Et quant tu as dis ça, tu préconises quoi pour y arriver ? De remplacer les tyrans par des tyrans plus petits et plus accessibles ?

Qui tondront un peu plus les mêmes en mieux pour le compte des grandes compagnies et banques multinationales.

Un coup on devrait effacer toutes les nations sous prétexte que la classe ouvrière doit gagner dans tous les pays à la fois, et qu’on doit tout passer au rouleau compresseur d’une culture universelle, et un autre coup les mêmes t"expliquent sans rigoler qu’il faut atomiser les pays existants au nom de la préservation des intérêts locaux et de la diversité de cette même classe

Même si ça affaiblit un peu plus la conscience de classe des travailleurs en les divisant un peu plus entre eux ?
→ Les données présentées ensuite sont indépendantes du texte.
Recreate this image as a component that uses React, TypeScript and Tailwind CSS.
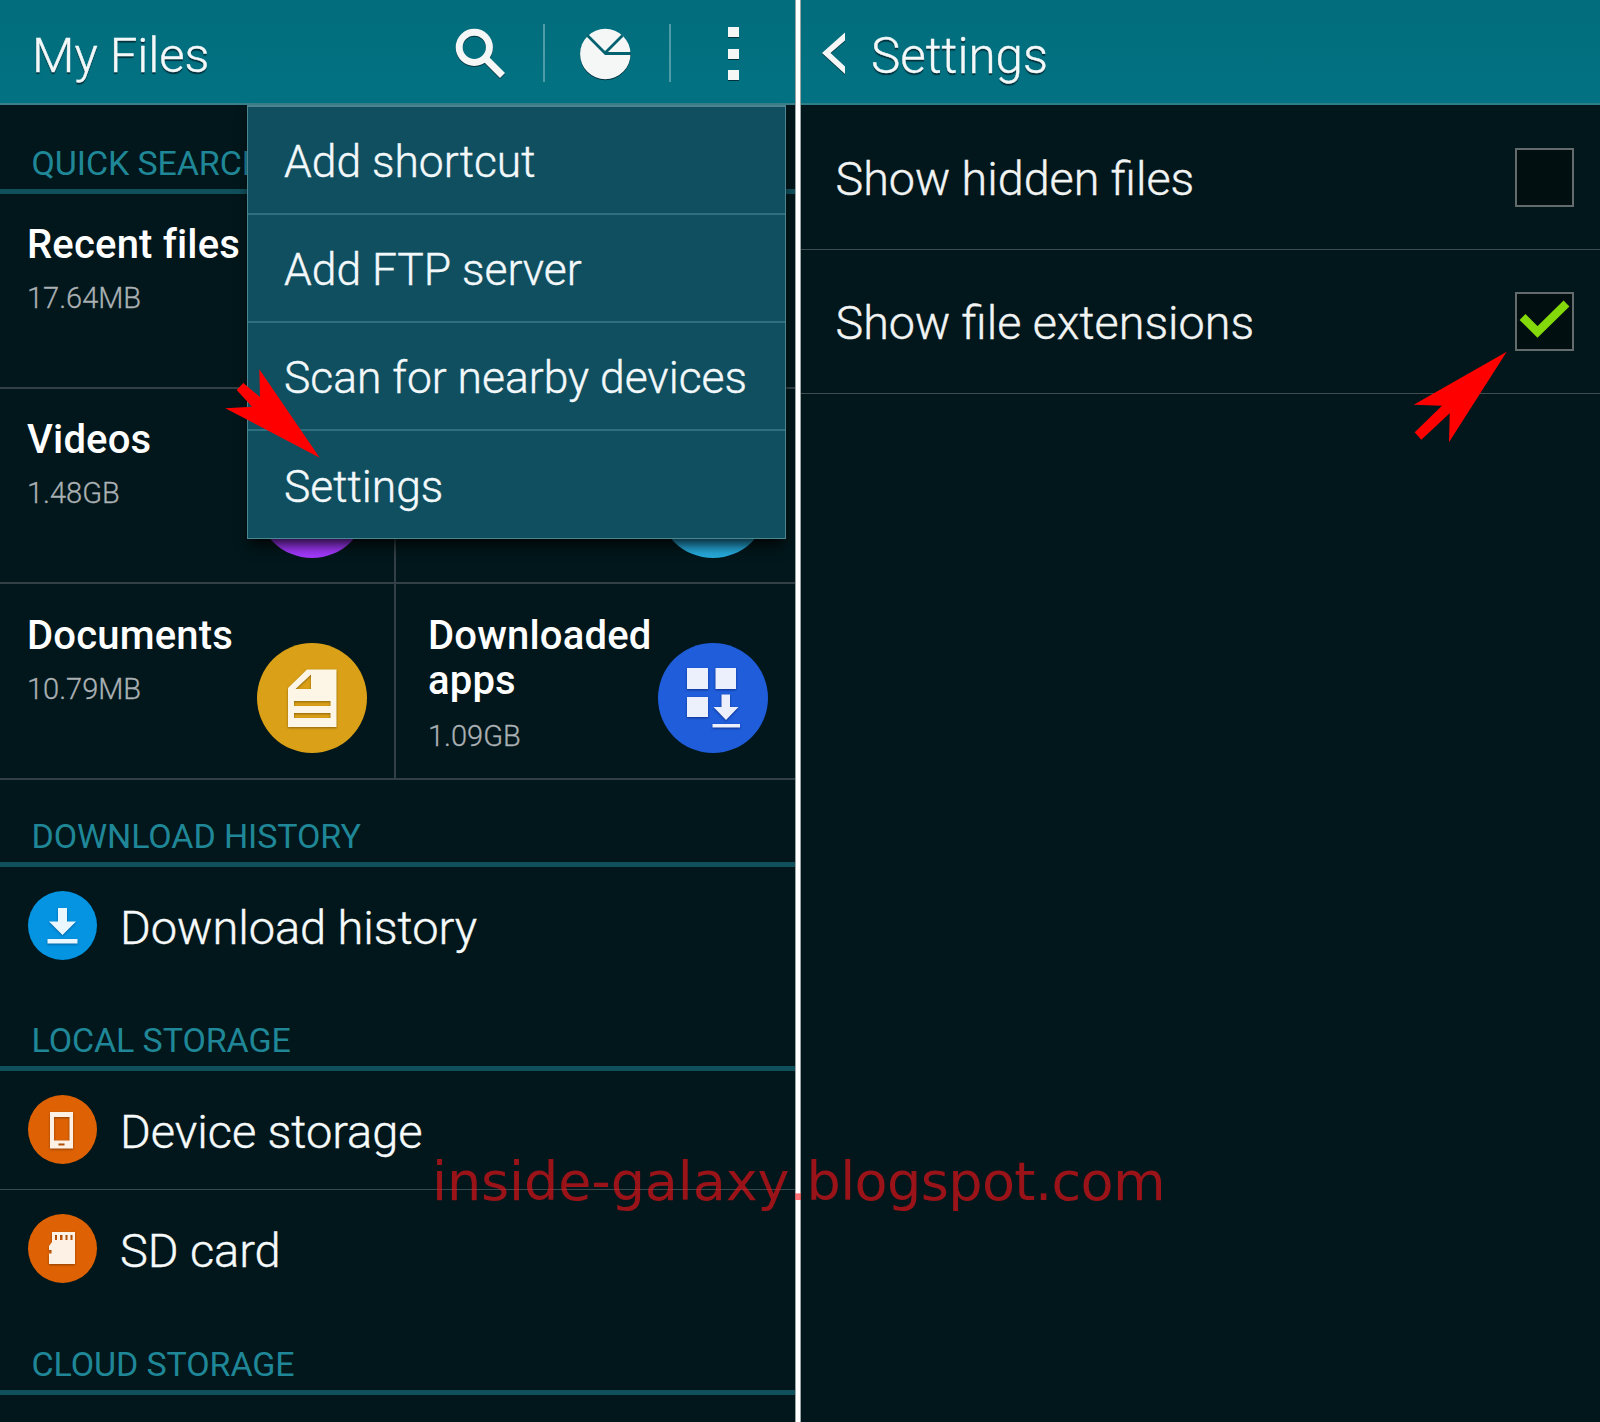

C’est quand même bizarre cette obsession qu’ont de braves gens qui se disent "internationalistes" à tous crins au point de ne pouvoir prononcer le nom de "patrie" ou voir un drapeau national sans crier au "nationalisme facho", et qui dans la foulée proposent de créer encore plus de nations encore plus divisées et encore plus de drapeaux.

Qu’est-ce que tu crois qu’ils en pensent les "pauvres" Gallegos qui crament en ce moment, de la Grande catalogne indépendante "riche", pendant qu’ils n’ont même pas assez de bombardiers d’eau et de pompiers pour empêcher les leurs de brûler vif ???

Ca ne justifie pas la scélératesse de Rajoy et sa clique face aux "idiots utiles" sincères en Catalogne mais ça montre bien ce qui arrive quand les travailleurs se divisent au lieu d’imposer ENSEMBLE leurs besoins primordiaux aux pourritures qui sont au pouvoir.

Ici, chez nous, la Gôôôche bien dans la ligne se masturbe en "rappelant" l’attitude héroïque des Catalans contre le Franquisme durant la Guerre Civile, mais outre que les dirigeants catalans Indépendantistes actuels ont plus à voir avec Primo de Rivièra qu’avec la Passionaria, il faudrait peut-être aussi un peu se rappeler que si les Brigades internationales avaient un peu plus tiré sur les Légionnaires de Franco plutôt que de se fusiller entre eux pour des enculages de mouches et des utopies à la con, Franco et les siens auraient eu un peu plus de cauchemars la nuit.